Committee of Adjustment/Land Division Application for projects that do not comply with the zoning by-law.

Nickel District Conservation Authority for properties located in a flood plain or adjacent to any watercourse within the City. Call (705) 674-5249.

Additional agencies may include: Engineering Services, Fire Services, Sudbury & District Health Unit, Ministry of Transportation, Greater Sudbury Utilities or Hydro One Network.

The property owner is responsible for obtaining required approvals from all agencies and authorities. A building permit cannot be issued until all requirements have been met.

How long does it take to process a building permit?

It takes approximately five (5) to ten (10) working days to process and issue a building permit, provided your proposal complies with the Building Code, the local zoning by-law and all other applicable laws.

If a zoning change or a minor variance is necessary or if building plans must be altered to comply with the Building Code, it will take longer to obtain your permit.

Incomplete applications or plans will not be accepted. Assembling and submitting the proper documentation will hasten your application through the approvals process. Contact Building Services for information at 705-674-4455, extension 4278. 

What is a BCIN and when is it required?

 A BCIN (Building Code Identification Number) is issued to designers by the Ministry of Municipal Affairs and Housing.
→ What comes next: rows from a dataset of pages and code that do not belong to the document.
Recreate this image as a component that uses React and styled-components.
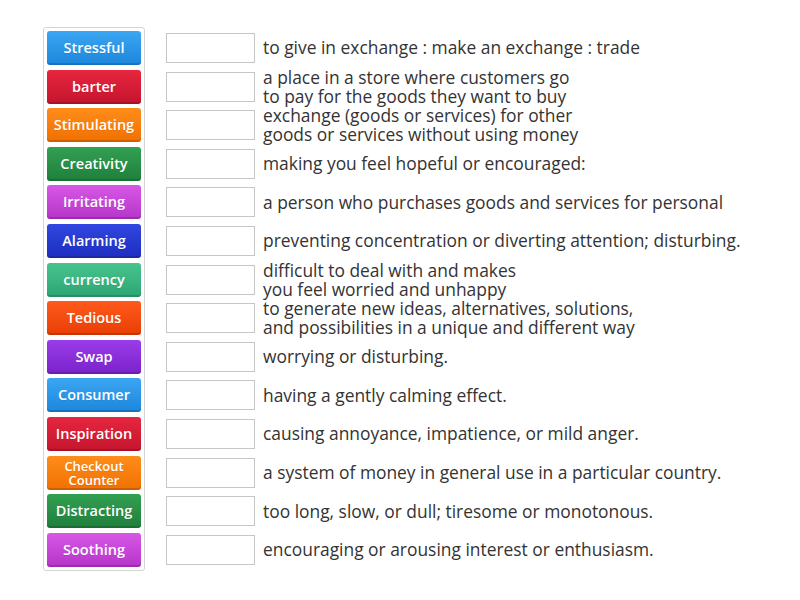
import React from 'react'
import styled, { createGlobalStyle } from 'styled-components'

const palette = {
  blue: ['#3ba6f2', '#1c87dc'],
  red: ['#e7263f', '#c4152d'],
  orange: ['#ff8d1a', '#f07000'],
  green: ['#32a052', '#1f7f3c'],
  magenta: ['#d758e6', '#b535c8'],
  navy: ['#3147e0', '#1d2ec0'],
  teal: ['#47c48e', '#2ea574'],
  vermilion: ['#ff5a1c', '#e83e05'],
  purple: ['#9a3ce8', '#7a22cc'],
}

const words = [
  ['Stressful', 'blue'],
  ['barter', 'red'],
  ['Stimulating', 'orange'],
  ['Creativity', 'green'],
  ['Irritating', 'magenta'],
  ['Alarming', 'navy'],
  ['currency', 'teal'],
  ['Tedious', 'vermilion'],
  ['Swap', 'purple'],
  ['Consumer', 'blue'],
  ['Inspiration', 'red'],
  ['Checkout Counter', 'orange'],
  ['Distracting', 'green'],
  ['Soothing', 'magenta'],
]

const definitions = [
  ['to give in exchange : make an exchange : trade'],
  ['a place in a store where customers go', 'to pay for the goods they want to buy'],
  ['exchange (goods or services) for other', 'goods or services without using money'],
  ['making you feel hopeful or encouraged:'],
  ['a person who purchases goods and services for personal'],
  ['preventing concentration or diverting attention; disturbing.'],
  ['difficult to deal with and makes', 'you feel worried and unhappy'],
  ['to generate new ideas, alternatives, solutions,', 'and possibilities in a unique and different way'],
  ['worrying or disturbing.'],
  ['having a gently calming effect.'],
  ['causing annoyance, impatience, or mild anger.'],
  ['a system of money in general use in a particular country.'],
  ['too long, slow, or dull; tiresome or monotonous.'],
  ['encouraging or arousing interest or enthusiasm.'],
]

const App = () => {
  return (
    <>
      <GlobalStyle />
      <Page>
        <Panel>
          {words.map(([label, color]) => (
            <WordButton key={label} tone={color} small={label.includes(' ')}>
              {label}
            </WordButton>
          ))}
        </Panel>
        <Answers>
          {definitions.map((lines, i) => (
            <Row key={i}>
              <DropBox />
              <Definition>
                {lines.map((line, j) => (
                  <span key={j}>{line}</span>
                ))}
              </Definition>
            </Row>
          ))}
        </Answers>
      </Page>
    </>
  )
}

const GlobalStyle = createGlobalStyle`
  body {
    margin: 0;
    background: #fff;
    font-family: "Open Sans", "Liberation Sans", sans-serif;
  }
`
const Page = styled.div`
  display: flex;
  align-items: flex-start;
  gap: 21px;
  padding: 27px 0 0 43px;
`
const Panel = styled.div`
  display: flex;
  flex-direction: column;
  gap: 4.6px;
  padding: 3px;
  border: 1px solid #d4d4d4;
  border-radius: 3px;
`
const WordButton = styled.div`
  width: 94px;
  height: 34px;
  box-sizing: border-box;
  display: flex;
  align-items: center;
  justify-content: center;
  text-align: center;
  border-radius: 3px;
  color: #fff;
  font-weight: 600;
  font-size: ${p => (p.small ? '13px' : '14.5px')};
  line-height: ${p => (p.small ? '14px' : '16px')};
  padding: 0 3px;
  background: linear-gradient(
    ${p => palette[p.tone][0]},
    ${p => palette[p.tone][1]}
  );
  box-shadow: inset 0 -2px 0 rgba(0, 0, 0, 0.15);
  text-shadow: 0 1px 0 rgba(0, 0, 0, 0.08);
`
const Answers = styled.div`
  display: flex;
  flex-direction: column;
  padding-top: 1.7px;
`
const Row = styled.div`
  height: 38.6px;
  display: flex;
  align-items: center;
  gap: 8px;
`
const DropBox = styled.div`
  width: 89px;
  height: 30px;
  box-sizing: border-box;
  border: 1px solid #c6c6c6;
  background: #fff;
  flex-shrink: 0;
`
const Definition = styled.div`
  display: flex;
  flex-direction: column;
  font-size: 17.4px;
  line-height: 19px;
  color: #333;
  white-space: nowrap;
`

export default App
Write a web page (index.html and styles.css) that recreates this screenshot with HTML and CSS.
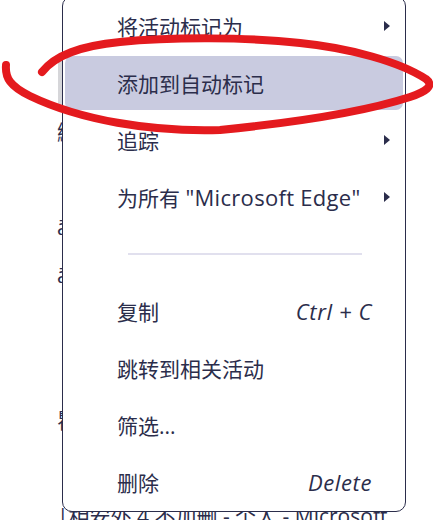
FILE: index.html
```html
<!DOCTYPE html>
<html lang="zh-CN">
<head>
<meta charset="utf-8">
<title>Context menu</title>
<link rel="stylesheet" href="styles.css">
</head>
<body>
<div class="page">
  <div class="bg-list">
    <div class="bg-row"></div>
    <div class="bg-row"><span class="bg-hover"></span></div>
    <div class="bg-row">綁</div>
    <div class="bg-row"></div>
    <div class="bg-row">ā</div>
    <div class="bg-row">ā</div>
    <div class="bg-row"></div>
    <div class="bg-row"></div>
    <div class="bg-row">瞿</div>
    <div class="bg-row">Ⅱ</div>
    <div class="bg-row">|相安外 4 不加删 - 个人 - Microsoft Edge</div>
  </div>

  <div class="menu">
    <div class="item"><span class="label">将活动标记为</span><span class="slot"><span class="arrow"></span></span></div>
    <div class="item item-active"><span class="label">添加到自动标记</span><span class="slot"></span></div>
    <div class="item"><span class="label">追踪</span><span class="slot"><span class="arrow"></span></span></div>
    <div class="item"><span class="label">为所有 <span class="latin">"Microsoft Edge"</span></span><span class="slot"><span class="arrow"></span></span></div>
    <div class="sep"><span class="sep-line"></span></div>
    <div class="item"><span class="label">复制</span><span class="shortcut latin">Ctrl + C</span><span class="slot"></span></div>
    <div class="item"><span class="label">跳转到相关活动</span><span class="slot"></span></div>
    <div class="item"><span class="label">筛选...</span><span class="slot"></span></div>
    <div class="item"><span class="label">删除</span><span class="shortcut latin">Delete</span><span class="slot"></span></div>
  </div>

  <svg class="scribble" width="433" height="520" viewBox="0 0 433 520">
    <path d="M 42 72 C 55 55, 80 46, 120 42 C 170 37, 250 37, 300 43 C 350 48, 400 62, 426 79 C 435 86, 425 92, 410 97 C 370 110, 300 122, 220 130 C 150 132, 80 120, 30 96 C 10 86, 5 78, 6 65" fill="none" stroke="#e41a1e" stroke-width="8" stroke-linecap="round" stroke-linejoin="round"/>
  </svg>
</div>
</body>
</html>
```

FILE: styles.css
```css
* { box-sizing: border-box; }

html, body {
  margin: 0;
  padding: 0;
  background: #ffffff;
}

body {
  font-family: "Open Sans", "Noto Sans CJK SC", sans-serif;
  color: #2b2d4b;
}

.page {
  position: relative;
  width: 433px;
  height: 520px;
  overflow: hidden;
  background: #ffffff;
}

.bg-list {
  display: flex;
  flex-direction: column;
  padding-top: 11px;
  width: 394px;
  overflow: hidden;
}

.bg-row {
  height: 48px;
  display: flex;
  align-items: center;
  padding-left: 57px;
  font-size: 21px;
  white-space: nowrap;
  color: #2b2d4b;
}

.bg-hover {
  align-self: stretch;
  width: 12px;
  margin-left: 1px;
  margin-top: -2px;
  margin-bottom: 2px;
  background: #d6d6d9;
}

.menu {
  position: absolute;
  left: 62px;
  top: -4px;
  width: 344px;
  background: #ffffff;
  border: 1.5px solid #2b2d4b;
  border-radius: 10px;
  padding: 2px 2px;
  display: flex;
  flex-direction: column;
  gap: 3px;
}

.item {
  height: 54px;
  display: flex;
  align-items: center;
  padding-left: 52px;
  padding-right: 13px;
  font-size: 21px;
  border-radius: 7px;
  white-space: nowrap;
}

.item-active {
  background: #c9cbe0;
}

.label {
  flex: 1;
}

.latin {
  font-size: 22px;
  letter-spacing: 0.3px;
}

.shortcut {
  font-style: italic;
  letter-spacing: 0.6px;
}

.slot {
  width: 18px;
  display: flex;
  justify-content: flex-end;
}

.arrow {
  width: 0;
  height: 0;
  border-left: 6px solid #2b2d4b;
  border-top: 5.5px solid transparent;
  border-bottom: 5.5px solid transparent;
}

.sep {
  height: 54px;
  display: flex;
  align-items: center;
  padding-left: 63px;
  padding-right: 41px;
}

.sep-line {
  flex: 1;
  height: 2px;
  background: #e1e0ee;
}

.scribble {
  position: absolute;
  left: 0;
  top: 0;
  pointer-events: none;
}
```
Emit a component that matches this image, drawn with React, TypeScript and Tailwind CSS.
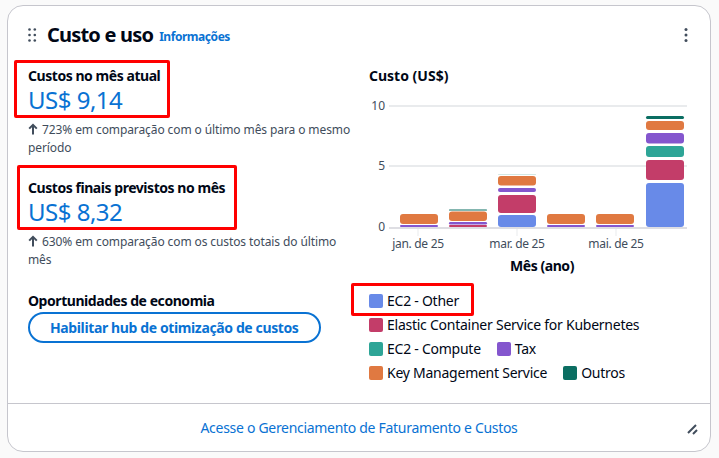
interface Segment {
  color: string;
  top: number;
  bottom: number;
}

interface Bar {
  x: number;
  segments: Segment[];
}

const BLUE = "#688ae8";
const RED = "#c33d69";
const TEAL = "#2ea597";
const PURPLE = "#8456ce";
const ORANGE = "#e07941";
const GREEN = "#0b6e62";

const FONT = "Noto Sans, sans-serif";

// chart coordinates: svg origin sits at page (370, 95)
const smallBar = (x: number): Bar => ({
  x,
  segments: [
    { color: PURPLE, top: 130, bottom: 132 },
    { color: ORANGE, top: 119, bottom: 129 },
  ],
});

const bars: Bar[] = [
  smallBar(31),
  {
    x: 80,
    segments: [
      { color: RED, top: 130, bottom: 132 },
      { color: PURPLE, top: 127, bottom: 129.5 },
      { color: ORANGE, top: 116.5, bottom: 126 },
      { color: GREEN, top: 114.5, bottom: 115.5 },
    ],
  },
  {
    x: 129,
    segments: [
      { color: BLUE, top: 120, bottom: 132 },
      { color: RED, top: 100, bottom: 118 },
      { color: PURPLE, top: 93, bottom: 97 },
      { color: ORANGE, top: 81, bottom: 90.5 },
      { color: "#d3e8e4", top: 79, bottom: 80 },
    ],
  },
  smallBar(178),
  smallBar(227),
  {
    x: 277,
    segments: [
      { color: BLUE, top: 88, bottom: 132 },
      { color: RED, top: 65, bottom: 85 },
      { color: TEAL, top: 51, bottom: 62 },
      { color: PURPLE, top: 38, bottom: 48.5 },
      { color: ORANGE, top: 26, bottom: 35 },
      { color: GREEN, top: 21, bottom: 24 },
    ],
  },
];

const legend = [
  { label: "EC2 - Other", color: BLUE },
  { label: "Elastic Container Service for Kubernetes", color: RED },
  { label: "EC2 - Compute", color: TEAL },
  { label: "Tax", color: PURPLE },
  { label: "Key Management Service", color: ORANGE },
  { label: "Outros", color: GREEN },
];

function ArrowUp() {
  return (
    <svg width="10" height="12" viewBox="0 0 10 12" className="mr-1 inline-block align-[-1px]">
      <path d="M5 11.5V2M1.2 5.6L5 1.8l3.8 3.8" fill="none" stroke="#414d5c" strokeWidth="2" />
    </svg>
  );
}

function Chart() {
  return (
    <svg width="320" height="182" viewBox="0 0 320 182" className="block">
      <line x1="20" y1="11" x2="318" y2="11" stroke="#e9ebed" strokeWidth="2" />
      <line x1="20" y1="71" x2="318" y2="71" stroke="#e9ebed" strokeWidth="2" />
      {[
        { y: 11, t: "10" },
        { y: 71, t: "5" },
        { y: 132, t: "0" },
      ].map((l) => (
        <text key={l.t} x="16" y={l.y + 4} textAnchor="end" fontSize="12" fill="#414d5c" fontFamily={FONT}>
          {l.t}
        </text>
      ))}
      {bars.map((bar, i) => (
        <g key={i}>
          {bar.segments.map((s, j) => {
            const h = s.bottom - s.top;
            return (
              <rect
                key={j}
                x={bar.x}
                y={s.top}
                width="38"
                height={h}
                rx={Math.min(3, h / 2)}
                fill={s.color}
              />
            );
          })}
        </g>
      ))}
      <line x1="20" y1="133" x2="318" y2="133" stroke="#dedee3" strokeWidth="2" />
      {[
        { x: 49, t: "jan. de 25" },
        { x: 148, t: "mar. de 25" },
        { x: 247, t: "mai. de 25" },
      ].map((l) => (
        <g key={l.t}>
          <line x1={l.x} y1="134" x2={l.x} y2="141" stroke="#e9ebed" strokeWidth="1" />
          <text x={l.x} y="153" textAnchor="middle" fontSize="12" letterSpacing="-0.3" fill="#414d5c" fontFamily={FONT}>
            {l.t}
          </text>
        </g>
      ))}
      <text x="173" y="176" textAnchor="middle" fontSize="14" letterSpacing="-0.45" fontWeight="700" fill="#000716" fontFamily={FONT}>
        Mês (ano)
      </text>
    </svg>
  );
}

export default function App() {
  return (
    <div className="h-[458px] w-[719px] bg-[#fafafa] pl-[7px] pt-[5px] font-['Noto_Sans',sans-serif] text-[#000716]">
      <div className="flex h-[447px] w-[704px] flex-col rounded-2xl border border-[#c6c6cd] bg-white">
        {/* header */}
        <div className="flex items-center pl-5 pr-[22px] pt-[17px]">
          <svg width="9" height="14" viewBox="0 0 9 14" className="mr-[10px]">
            {[1.5, 7, 12.5].map((y) => (
              <g key={y}>
                <circle cx="1.5" cy={y} r="1.3" fill="#414d5c" />
                <circle cx="6.8" cy={y} r="1.3" fill="#414d5c" />
              </g>
            ))}
          </svg>
          <h2 className="text-[20px] font-bold leading-6 tracking-[-0.8px]">Custo e uso</h2>
          <span className="ml-[6px] mt-[3px] text-[12px] font-bold tracking-[-0.45px] text-[#0972d3]">Informações</span>
          <svg width="4" height="14" viewBox="0 0 4 14" className="ml-auto">
            <circle cx="2" cy="1.5" r="1.5" fill="#414d5c" />
            <circle cx="2" cy="7" r="1.5" fill="#414d5c" />
            <circle cx="2" cy="12.5" r="1.5" fill="#414d5c" />
          </svg>
        </div>

        {/* body */}
        <div className="grid flex-1 grid-cols-2 gap-5 px-5 pt-5">
          <div className="flex flex-col">
            <div className="relative">
              <span className="absolute -left-[14px] -top-[7px] h-[58px] w-[156px] rounded-[2px] border-[3px] border-[#ff0000]" />
              <div className="text-sm font-bold leading-[18px] tracking-[-0.45px]">Custos no mês atual</div>
              <div className="text-[24px] leading-[30px] tracking-[-0.5px] text-[#0972d3]">US$ 9,14</div>
            </div>
            <p className="-mr-3 mt-[6px] text-[12px] leading-[18px] tracking-[-0.1px] text-[#414d5c]">
              <ArrowUp />
              723% em comparação com o último mês para o mesmo período
            </p>
            <div className="relative mt-[22px]">
              <span className="absolute -left-[11px] -top-[14px] h-[65px] w-[220px] rounded-[2px] border-[3px] border-[#ff0000]" />
              <div className="text-sm font-bold leading-[18px] tracking-[-0.45px]">Custos finais previstos no mês</div>
              <div className="text-[24px] leading-[30px] tracking-[-0.5px] text-[#0972d3]">US$ 8,32</div>
            </div>
            <p className="mt-[6px] text-[12px] leading-[18px] tracking-[-0.1px] text-[#414d5c]">
              <ArrowUp />
              630% em comparação com os custos totais do último mês
            </p>
            <div className="mt-[23px] text-sm font-bold leading-[18px] tracking-[-0.45px]">Oportunidades de economia</div>
            <div className="mt-[2px]">
              <button className="h-[31px] rounded-full border-2 border-[#0972d3] px-5 text-sm font-bold tracking-[-0.38px] text-[#0972d3]">
                Habilitar hub de otimização de custos
              </button>
            </div>
          </div>

          <div className="flex flex-col">
            <div className="text-sm font-bold leading-[18px]">Custo (US$)</div>
            <div className="mt-[10px]">
              <Chart />
            </div>
            <div className="mt-[15px] flex flex-wrap gap-x-4 gap-y-[6px]">
              {legend.map((item, i) => (
                <div key={item.label} className="relative flex items-center gap-1 text-sm leading-[18px] tracking-[-0.25px]">
                  {i === 0 && (
                    <span className="absolute -left-[18px] -top-[9px] h-[33px] w-[123px] rounded-[2px] border-[3px] border-[#ff0000]" />
                  )}
                  <span className="h-[14px] w-[14px] rounded-[2px]" style={{ backgroundColor: item.color }} />
                  <span>{item.label}</span>
                </div>
              ))}
            </div>
          </div>
        </div>

        {/* footer */}
        <div className="relative flex h-[48px] items-center justify-center border-t border-[#c6c6cd]">
          <span className="text-sm tracking-[-0.3px] text-[#0972d3]">Acesse o Gerenciamento de Faturamento e Custos</span>
          <svg width="12" height="12" viewBox="0 0 12 12" className="absolute right-[11px] top-[19px]">
            <path d="M1 10L9 2M6 11L10 7" stroke="#414d5c" strokeWidth="2" fill="none" />
          </svg>
        </div>
      </div>
    </div>
  );
}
In general, designers other than professional engineers and architects that engage in the following 'design activities” are required to meet the qualification/registration requirements under the Building Code: 

Preparing a design as part of a building permit application;

Giving information or an opinion concerning whether a building or part of a building complies with the Building Code if the information or opinion is to be submitted to a chief building official in connection with a building permit application; and

Preparing a written report for submission to the chief building official based on a general review, where a general review is required by the Building Code.

Homeowner's who do their own design work are not required to obtain a BCIN.